May 12, 2008

BLOOD ON SATAN'S CLAW (1971) - still shocking today

(1970, UK)

A classic British horror, also known as Satan's Skin for good reason...
Listening to the recent release of the CD soundtrack (that I bought off Movie Grooves) prompted me to revisit this unusual British frightener from Tigon Productions, a lesser known studio that also gave us The Haunted House of Horror, Doomwatch and Curse of the Crimson Altar. Seeing it on late-night ITV, years (decades) ago as a teenager, was unforgettable because of the shock moments and daring nudity.

Set in the 15th century English countryside, a farmer unearths a weird skull, unleashing an ancient evil on his village. Something scary in an attic sends a local girl mad and drives her fiance to self-mutilation. The evil spreads to the local youngsters as they begin to worship something nasty in the ruins of an old church, sacrificing anyone found to be cursed with Satan's skin...

In terms of atmosphere, this is the next best movie to Witchfinder General. The difference being that in this story, witchcraft works. There are more than a few similarities between the two films, like the extensive use of location filming in the English countryside, and the beautiful but menacing soundtracks. Patrick Wymark appears in both, getting top billing as the local judge in Satan's Skin, he had a cameo as Oliver Cromwell in Witchfinder.

It isn't as swashbuckling or murderous as Witchfinder, but is often just as shocking. There's also that scene that I get confused with The Wicker Man (1973), when a young woman strips naked to seduce her victim. Evil teenagers doing the devil's work, using murder and seduction, seemed very unlikely back in the seventies. Leading the cultists is the deliciously monstrous character of Angel Blake.
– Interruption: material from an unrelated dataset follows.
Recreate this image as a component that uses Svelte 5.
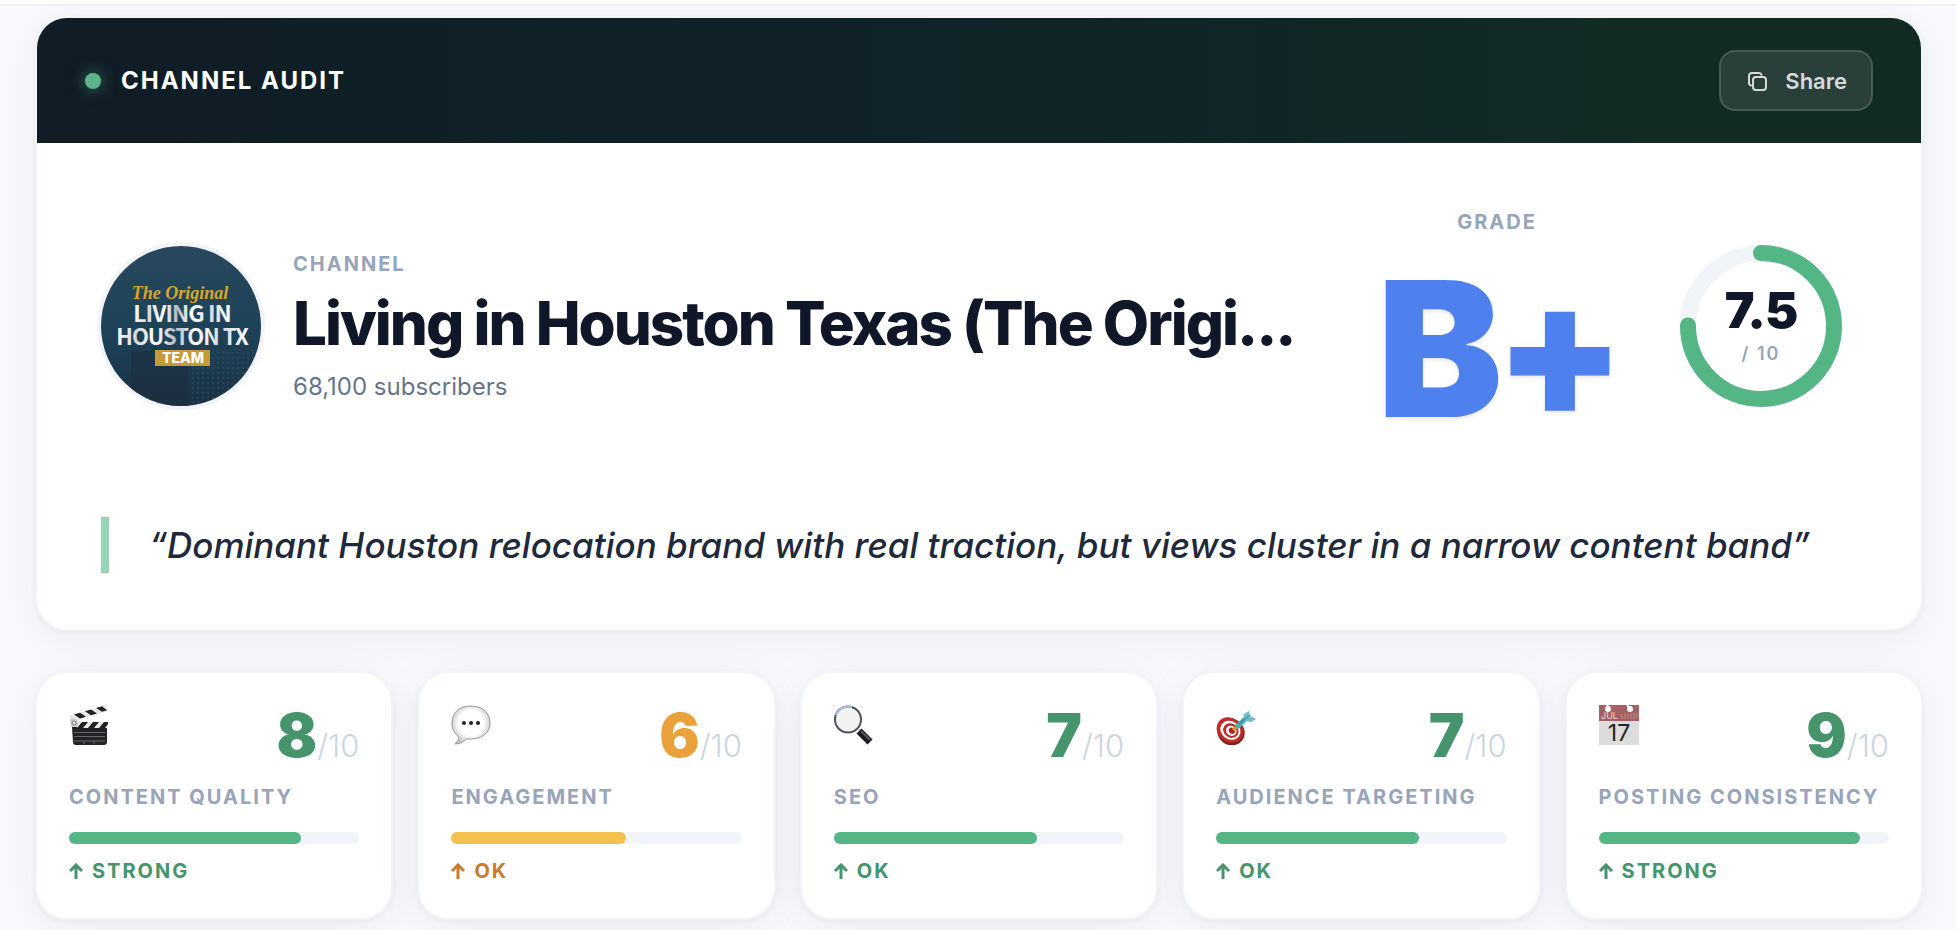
<script>
	const channel = {
		name: 'Living in Houston Texas (The Original)',
		shown: 'Living in Houston Texas (The Origi...',
		subscribers: 68100,
		grade: 'B+',
		score: 7.5,
		quote: 'Dominant Houston relocation brand with real traction, but views cluster in a narrow content band'
	};

	const metrics = [
		{ icon: 'clapper', label: 'Content Quality', score: 8, status: 'Strong', tone: 'good' },
		{ icon: 'bubble', label: 'Engagement', score: 6, status: 'OK', tone: 'fair' },
		{ icon: 'lens', label: 'SEO', score: 7, status: 'OK', tone: 'good' },
		{ icon: 'target', label: 'Audience Targeting', score: 7, status: 'OK', tone: 'good' },
		{ icon: 'calendar', label: 'Posting Consistency', score: 9, status: 'Strong', tone: 'good' }
	];

	const radius = 73;
	const around = 2 * Math.PI * radius;
	const filled = (around * channel.score) / 10;
</script>

<main class="page">
	<section class="card audit">
		<header class="bar">
			<div class="bar-title"><span class="dot"></span>Channel Audit</div>
			<button type="button" class="share">
				<svg width="20" height="20" viewBox="0 0 20 20" fill="none" stroke="currentColor" stroke-width="2" stroke-linecap="round" stroke-linejoin="round" aria-hidden="true">
					<rect x="6" y="6" width="13" height="13" rx="3" />
					<path d="M4 14.4C2.7 14.2 2 13.3 2 12V5c0-1.8 1.2-3 3-3h7c1.3 0 2.2.6 2.5 1.8" />
				</svg>
				Share
			</button>
		</header>

		<div class="body">
			<div class="row">
				<svg class="avatar" viewBox="0 0 160 160" role="img" aria-label="Channel logo">
					<defs>
						<linearGradient id="sky" x1="0" y1="0" x2="0" y2="1">
							<stop offset="0" stop-color="#28485d" />
							<stop offset=".55" stop-color="#1d4258" />
							<stop offset="1" stop-color="#1c3042" />
						</linearGradient>
						<linearGradient id="steel" x1="0" x2="1">
							<stop offset="0" stop-color="#fff" />
							<stop offset=".15" stop-color="#d5d8db" />
							<stop offset=".3" stop-color="#fff" />
							<stop offset=".45" stop-color="#b4b8bd" />
							<stop offset=".6" stop-color="#fff" />
							<stop offset=".8" stop-color="#d8dbde" />
							<stop offset="1" stop-color="#fff" />
						</linearGradient>
						<pattern id="grid" width="5" height="5" patternUnits="userSpaceOnUse">
							<circle cx="2" cy="2" r="1" fill="#3a6274" />
						</pattern>
					</defs>
					<rect width="160" height="160" fill="url(#sky)" />
					<path d="M30 105h57v55H30z" fill="#1b2c3d" opacity=".5" />
					<path d="M88 106h72v54H88z" fill="url(#grid)" opacity=".4" />
					<g text-anchor="middle">
						<text class="logo" x="81" y="76" font-size="23" fill="url(#steel)">LIVING IN</text>
						<text class="logo" x="81" y="99" font-size="22" fill="url(#steel)">HOUSTON TX</text>
						<text class="script" x="79" y="53" font-size="18" fill="#d9a42d">The Original</text>
						<path d="M54 104h55v16H54z" fill="#c79a36" />
						<text class="team" x="82" y="117" font-size="14" fill="#fff">TEAM</text>
					</g>
				</svg>

				<div class="who">
					<div class="label">Channel</div>
					<h1 title={channel.name}>{channel.shown}</h1>
					<p>{channel.subscribers.toLocaleString('en-US')} subscribers</p>
				</div>

				<div class="grade">
					<div class="label">Grade</div>
					<strong>{channel.grade}</strong>
				</div>

				<div class="ring">
					<svg viewBox="0 0 192 192" aria-hidden="true">
						<circle cx="96" cy="96" r={radius} stroke="#f1f5fa" />
						<circle cx="96" cy="96" r={radius} stroke="#55b685" stroke-linecap="round" stroke-dasharray="{filled} {around}" />
					</svg>
					<div class="ring-text">
						<b>{channel.score}</b>
						<span>/ 10</span>
					</div>
				</div>
			</div>

			<blockquote>“{channel.quote}”</blockquote>
		</div>
	</section>

	<section class="metrics">
		{#each metrics as m (m.label)}
			<article class="card metric {m.tone}">
				<div class="top">
					<svg width="40" height="40" viewBox="0 0 40 40" aria-hidden="true">
						{#if m.icon === 'clapper'}
							<path d="M0 11 37 0l2 6L3 17z" fill="#e6e6e6" />
							<path d="m5 9.600 6-1.800 6 4-6 1.800zM16 6.300l6-1.800 6 4-6 1.800zM27 3l6-1.800 5 4-5 1.600z" fill="#222" />
							<path d="M1 14c5-2 9 1 10 8H2z" fill="#c9cccd" />
							<circle cx="5" cy="18" r="2" fill="#eee" stroke="#777" />
							<path d="M3 22h35v15q0 3-3 3H7q-3 0-3-3z" fill="#222325" />
							<path d="M10 17h29v6H8z" fill="#e9e9e9" />
							<path d="m13 17h6l-5 6H8zM24 17h6l-5 6h-6zM35 17h4v2l-3 4h-6z" fill="#222" />
							<path d="M5 27.500h31M5 31.500h31M5 36h31M15 36v3M25 36v3" stroke="#66686b" fill="none" />
						{:else if m.icon === 'bubble'}
							<defs>
								<radialGradient id="puff" cx=".5" cy=".45" r=".55">
									<stop offset=".6" stop-color="#fff" />
									<stop offset="1" stop-color="#c4c4c4" />
								</radialGradient>
							</defs>
							<path d="M20 1C8 1 1 8 1 18c0 6 2 10 6 13 1 3 0 5-3 8 5 0 8-2 11-5 16 1 24-6 24-16S32 1 20 1z" fill="url(#puff)" stroke="#999" />
							<g fill="#222"><circle cx="13" cy="18" r="2" /><circle cx="20" cy="18" r="2" /><circle cx="27" cy="18" r="2" /></g>
						{:else if m.icon === 'lens'}
							<path d="m25 26 11 11" stroke="#191c1f" stroke-width="7" />
							<path d="m27 26 9 9" stroke="#555b61" stroke-width="2" />
							<circle cx="14" cy="14.500" r="13" fill="#f2f2f3" stroke="#4d535b" stroke-width="2" />
							<path d="M2 10A13 13 0 0 1 18 2" fill="none" stroke="#a9c5df" stroke-width="2" />
						{:else if m.icon === 'target'}
							<ellipse cx="15" cy="27" rx="14" ry="13" fill="#85201f" transform="rotate(35 15 27)" />
							<g transform="rotate(35 14 25)">
								<ellipse cx="14" cy="25" rx="14" ry="12" fill="#bd2d2a" />
								<ellipse cx="14.500" cy="25" rx="10.500" ry="9" fill="#fff" />
								<ellipse cx="15" cy="25" rx="8" ry="7" fill="#bd2d2a" />
								<ellipse cx="15.500" cy="25" rx="5.500" ry="4.800" fill="#fff" />
								<ellipse cx="16" cy="24.500" rx="3.300" ry="3" fill="#a92725" />
							</g>
							<path d="m17 25 5-4" stroke="#d49a2b" stroke-width="3" />
							<path d="m22 21 8-8" stroke="#4ea9b8" stroke-width="5" stroke-linecap="round" />
							<path d="M28 14V9l5-3 1 5 6 3-5 3-6-1z" fill="#6cbccb" />
							<path d="m23 19 11-9" stroke="#347f91" />
						{:else}
							<path d="M0 0h40v40H0z" fill="#dcdcdc" />
							<path d="M0 0h40v16H0z" fill="#a46163" />
							<path d="M8.500 0v4M28 0l3 4" stroke="#fff" stroke-width="2" />
							<circle cx="9" cy="4" r="3" fill="#fff" /><circle cx="31" cy="4" r="3" fill="#fff" />
							<path d="M23 9v5M26 8v6M29 9v5M32 8v6M35 8v6M38 8v5" stroke="#bd8b8b" />
							<text class="cal" x="2" y="14" font-size="9" fill="#ead7d7">JUL</text>
							<text class="cal" x="20" y="36" font-size="23" text-anchor="middle" fill="#252525">17</text>
						{/if}
					</svg>
					<div class="score"><b>{m.score}</b><span>/10</span></div>
				</div>
				<h2 class="label">{m.label}</h2>
				<div class="track"><div class="fill" style="width: {m.score * 10}%"></div></div>
				<div class="status">
					<svg width="14" height="16" viewBox="0 0 14 16" fill="none" stroke="currentColor" stroke-width="3" aria-hidden="true">
						<path d="M7 16V2M1 8l6-6 6 6" />
					</svg>
					{m.status}
				</div>
			</article>
		{/each}
	</section>
</main>

<style>
	:global(body) { margin: 0; background: #f8fafd; }

	.page {
		padding: 10px 33px 10px 35px;
		border-top: 2px solid #eff2f7;
		margin-top: 4px;
		font-family: Inter, "Liberation Sans", sans-serif;
		color: #0f172a;
		box-shadow: 0 -4px 0 #fff;
	}
	h1, h2, p, blockquote { margin: 0; }

	.card {
		background: #fff;
		border: 2px solid #f1f5f9;
		border-radius: 32px;
		box-shadow: 0 2px 6px rgba(15, 23, 42, .04), 0 8px 48px rgba(15, 23, 42, .06);
	}
	.audit { overflow: hidden; }

	.label {
		font-size: 20px;
		font-weight: 700;
		line-height: 30px;
		letter-spacing: 2px;
		text-transform: uppercase;
		white-space: nowrap;
		color: #97a4ba;
	}

	/* header */
	.bar {
		display: flex;
		align-items: center;
		justify-content: space-between;
		padding: 32px 48px;
		background: linear-gradient(90deg, #101c26, #102428 55%, #112b24 85%);
	}
	.bar-title {
		display: flex;
		align-items: center;
		gap: 20px;
		font-size: 24px;
		font-weight: 700;
		letter-spacing: 2px;
		text-transform: uppercase;
		color: #fff;
	}
	.dot {
		width: 16px;
		height: 16px;
		border-radius: 50%;
		background: #5cb48a;
		box-shadow: 0 0 16px rgba(92, 180, 138, .6);
	}
	.share {
		display: flex;
		align-items: center;
		gap: 18px;
		height: 61px;
		padding: 0 24px 0 26px;
		border: 2px solid #475a54;
		border-radius: 16px;
		background: #29403a;
		color: #d5dad8;
		font: 600 22px Inter, "Liberation Sans", sans-serif;
		cursor: pointer;
	}

	/* summary */
	.body { padding: 64px 64px 56px; }
	.row { display: flex; align-items: center; }
	.avatar {
		flex: none;
		width: 160px;
		height: 160px;
		border-radius: 50%;
		box-shadow: 0 0 0 4px #f1f5fa;
	}
	.logo { font-family: "Noto Sans CJK SC", sans-serif; font-weight: 700; letter-spacing: -1px; }
	.script { font-family: "Liberation Serif", serif; font-style: italic; font-weight: 700; }
	.team { font-family: Inter, sans-serif; font-weight: 800; }
	.cal { font-family: Inter, sans-serif; }

	.who { flex: 1; min-width: 0; margin-left: 32px; padding-top: 2px; }
	h1 {
		margin: 8px 0 10px;
		font-size: 60px;
		font-weight: 800;
		line-height: 72px;
		letter-spacing: -2px;
		white-space: nowrap;
		color: #101728;
	}
	p { font-size: 24px; line-height: 36px; color: #66748b; }

	.grade { flex: none; text-align: center; }
	.grade strong {
		display: block;
		margin-top: 16px;
		font-size: 188px;
		font-weight: 900;
		line-height: 192px;
		letter-spacing: -8px;
		color: #4e80ee;
		text-shadow: 0 2px 4px rgba(15, 23, 42, .1);
	}

	.ring { display: grid; flex: none; width: 192px; margin-left: 48px; }
	.ring > * { grid-area: 1 / 1; }
	.ring circle { fill: none; stroke-width: 16px; transform: rotate(-90deg); transform-origin: center; }
	.ring-text {
		display: flex;
		flex-direction: column;
		align-items: center;
		justify-content: center;
		gap: 8px;
	}
	.ring-text b { font-size: 50px; font-weight: 900; line-height: 48px; letter-spacing: -1px; color: #101728; }
	.ring-text span { font-size: 18px; font-weight: 600; line-height: 24px; letter-spacing: 2px; color: #97a4ba; }

	blockquote {
		margin-top: 72px;
		padding-left: 40px;
		border-left: 8px solid #98d3b5;
		font-size: 35px;
		font-style: italic;
		font-weight: 500;
		line-height: 56px;
		color: #1e293b;
	}

	/* metric cards */
	.metrics {
		display: grid;
		grid-template-columns: repeat(5, minmax(0, 1fr));
		gap: 24px;
		margin-top: 40px;
	}
	.metric { padding: 32px; --bar: #55b685; --ink: #45946c; --num: #45946c; }
	.metric.fair { --bar: #f2c14e; --ink: #c97b2e; --num: #e9a23b; }
	.metric .label { margin: 17px 0 20px; }
	.top { display: flex; align-items: flex-start; justify-content: space-between; }
	.score { display: flex; align-items: baseline; }
	.score b { font-size: 60px; font-weight: 900; line-height: 60px; color: var(--num); }
	.score span { font-size: 31px; font-weight: 300; line-height: 30px; color: #cbd5e1; }
	.track { height: 12px; border-radius: 6px; background: #f1f5fa; }
	.fill { height: 12px; border-radius: 6px; background: var(--bar); }
	.status {
		display: flex;
		align-items: center;
		gap: 9px;
		margin-top: 12px;
		font-size: 20px;
		font-weight: 700;
		line-height: 30px;
		letter-spacing: 2px;
		text-transform: uppercase;
		color: var(--ink);
	}
</style>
Linda Hayden imbues Angel with a devilish malevolence. Her career includes a remarkable list of horror roles, including Taste The Blood Of Dracula (1970) and Madhouse (1974). An excellent, recent interview is included on the DVD, as Linda talks about her sudden stardom, horror films and famous co-stars.

While the rest of the young cast are convincing, it's hard to forget some of their TV alter-egos. Michele Dotrice was soon to become a sitcom legend in Some Mothers Do Ave Em (opposite Michael Crawford), but had just appeared in the dark thriller And Soon The Darkness. Wendy Padbury had been a popular assistant to TV's Doctor Who in the sixties, making the fate of her character all the more gruelling. Rebecca Tovey had starred in both the Peter Cushing Dr Who films as his granddaughter, but isn't even given a screen credit. Robin Davies had been one of the many schoolboys of the rebellious if.... (1968) and starred opposite Geoffrey Bayldon (Asylum, Tales From The Crypt) in the children's TV fantasy Catweazle.

Among the adult cast is Anthony Ainley (The Land That Time Forgot) who gets a rare chance to play a goodie, as a priest - he was about to become the second actor to play The Master in TV's Doctor Who. The unlucky farmer is Barry Andrews, previously the star of Dracula Has Risen From The Grave (1968).

The script was originally envisaged as three short stories, but director Piers Haggard helped remould the structure into a continuous narrative. He succeeded, but the plot is still faintly episodic. His only other noteworthy credit was the last original adventure of Nigel Kneale's Professor Quatermass, starring John Mills in TV’s The Quatermass Conclusion (1979).

The nudity and sexual violence are still shocking today, the cast is convincing, and the only real downfall is the finale, which is an anticlimax. But the director agrees, he simply didn't have any budget left to fix it! But the low budget doen't show, except maybe for the barely-seen monster itself. Everything else about the film, atmosphere, locale, cast are almost perfect.

The Anchor Bay DVD was released in the UK but not the US. Even though the picture is clean and crisp, the widescreen DVD isn't anamorphic, yet the documentary is. There was a reversible cover with a choice of modern or original artwork. It was also available as part of the coffin-shaped Tigon boxset, and as another single DVD release in Australia.


  1. Checked this out based on your review and liked it very much. The music deserves special mention.

    You have excellent taste in cult films.

  2. This was only released on tape in the US in the late 80's..this should have been on R1 dvd long ago!'s a great film.